Pierre Moscovici a donc choisi une autre voie qui lui permettra d’être gagnant dans tous les cas de figure. Et sans qu’il n’y ait d’élection législative partielle. Grâce à ces subtilités du Code électoral, il va en effet pouvoir cumuler dans un premier temps ses fonctions de chargé de mission et de député – même s’il n’exercera plus son droit de vote – et cela jusqu’au 6 novembre prochain. Or, à cette échéance, il saura s’il a une chance de devenir commissaire européen. Dans cette hypothèse favorable, sa mission pourra donc être prolongée de quelques jours ou de quelques semaines, avant qu’il ne soit adoubé par Bruxelles. Et toujours dans cette hypothèse, son suppléant le remplacerait donc à l’Assemblée, jusqu’au remplacement de l’Assemblée, c'est-à-dire jusqu'aux législatives de 2017.

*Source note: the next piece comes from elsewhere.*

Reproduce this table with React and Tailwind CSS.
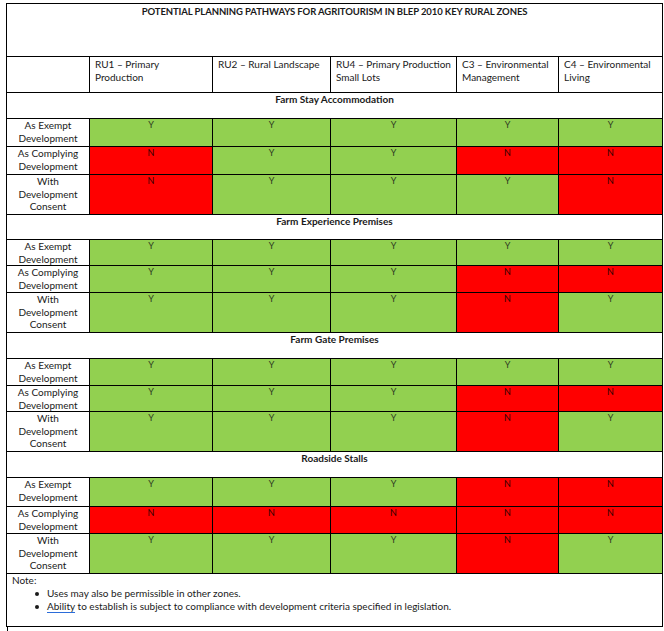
import React from "react";

const G = "bg-[#92d050]";
const R = "bg-[#ff0000]";

const sections = [
  {
    title: "Farm Stay Accommodation",
    h: [26, 28, 28, 40],
    rows: ["YYYYY", "NYYNN", "NYYYN"],
  },
  {
    title: "Farm Experience Premises",
    h: [25, 26, 27, 40],
    rows: ["YYYYY", "YYYNN", "YYYNY"],
  },
  {
    title: "Farm Gate Premises",
    h: [26, 27, 26, 40],
    rows: ["YYYYY", "YYYNN", "YYYNY"],
  },
  {
    title: "Roadside Stalls",
    h: [26, 29, 27, 40],
    rows: ["YYYNN", "NNNNN", "YYYNY"],
  },
];

const labels = [
  ["As Exempt", "Development"],
  ["As Complying", "Development"],
  ["With", "Development", "Consent"],
];

const headers = [
  ["RU1 – Primary", "Production"],
  ["RU2 – Rural Landscape"],
  ["RU4 – Primary Production", "Small Lots"],
  ["C3 – Environmental", "Management"],
  ["C4 – Environmental", "Living"],
];

const cell = "border border-black p-0 align-top";

export default function App() {
  return (
    <div className="bg-white w-[664px] h-[631px] overflow-hidden text-[#1a1a1a]" style={{ fontFamily: "Lato, 'Noto Sans', sans-serif" }}>
      <div className="pt-[3px] pl-[6px]">
        <table className="border-collapse table-fixed w-[656px] text-[10px] leading-[12.5px]">
          <colgroup>
            <col className="w-[83px]" />
            <col className="w-[123px]" />
            <col className="w-[118px]" />
            <col className="w-[126px]" />
            <col className="w-[102px]" />
            <col className="w-[104px]" />
          </colgroup>
          <tbody>
            <tr className="h-[53px]">
              <td colSpan={6} className={`${cell} text-center font-bold text-[9.5px] pt-[2px] tracking-[-0.1px]`}>
                POTENTIAL PLANNING PATHWAYS FOR AGRITOURISM IN BLEP 2010 KEY RURAL ZONES
              </td>
            </tr>
            <tr className="h-[36px]">
              <td className={cell}></td>
              {headers.map((h, i) => (
                <td key={i} className={`${cell} pl-[5px] pt-[1px] leading-[13px]`}>
                  {h.map((l, j) => (
                    <div key={j}>{l}</div>
                  ))}
                </td>
              ))}
            </tr>
            {sections.map((s, si) => (
              <React.Fragment key={si}>
                <tr style={{ height: s.h[0] }}>
                  <td colSpan={6} className={`${cell} text-center font-bold`}>
                    {s.title}
                  </td>
                </tr>
                {s.rows.map((r, ri) => (
                  <tr key={ri} style={{ height: s.h[ri + 1] }}>
                    <td className={`${cell} text-center`}>
                      {labels[ri].map((l, j) => (
                        <div key={j}>{l}</div>
                      ))}
                    </td>
                    {r.split("").map((v, ci) => (
                      <td
                        key={ci}
                        className={`${cell} ${v === "Y" ? G : R} text-center text-[9px] leading-[12px] ${v === "Y" ? "text-[#2f3a22]" : "text-[#300000]"}`}
                      >
                        {v}
                      </td>
                    ))}
                  </tr>
                ))}
              </React.Fragment>
            ))}
            <tr className="h-[53px]">
              <td colSpan={6} className={`${cell} pl-[5px] text-[10px] leading-[13px]`}>
                <div>Note:</div>
                <ul className="pl-[23px]">
                  <li className="flex items-center gap-[8px]">
                    <span className="w-[4px] h-[4px] rounded-full bg-[#1a1a1a] inline-block"></span>
                    <span>Uses may also be permissible in other zones.</span>
                  </li>
                  <li className="flex items-center gap-[8px]">
                    <span className="w-[4px] h-[4px] rounded-full bg-[#1a1a1a] inline-block"></span>
                    <span>
                      <span className="underline decoration-[#2b6cd9] underline-offset-2">Ability</span> to establish is subject to compliance with development criteria specified in legislation.
                    </span>
                  </li>
                </ul>
              </td>
            </tr>
          </tbody>
        </table>
        <div className="ml-[1px] w-[1px] h-[6px] bg-black"></div>
      </div>
    </div>
  );
}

Et dans l’hypothèse contraire, s’il n’est pas adoubé pour aller à Bruxelles – ce qui semble aujourd’hui assez probable –, Pierre Moscovici aura la possibilité de ne pas demander la prolongation au-delà de 6 mois de sa mission ; et il reviendra s’asseoir comme si de rien n’était sur les bancs de l’Assemblée. À quelques jours près, du cousin main…

Du cousu main, d’autant qu’avec le retour de l’écologiste Cécile Duflot à l’Assemblée et donc le départ de sa suppléante qui était socialiste, le Parti socialiste ne dispose plus, désormais, que de 290 députés à l’Assemblée nationale, soit 1 député de plus seulement que la majorité absolue. Avec le départ de Pierre Moscovici, la majorité socialiste serait donc en danger, car une élection partielle aurait de fortes chances de se conclure par une nouvelle bérézina. D’où aussi le stratagème qui a été mis sur pied.

Tout cela est donc parfaitement légal. Mais prétendre que c’est une illustration de la « République exemplaire » serait abusif. C’est plutôt un petit arrangement entre copains pour des raisons de convenance mutuelle.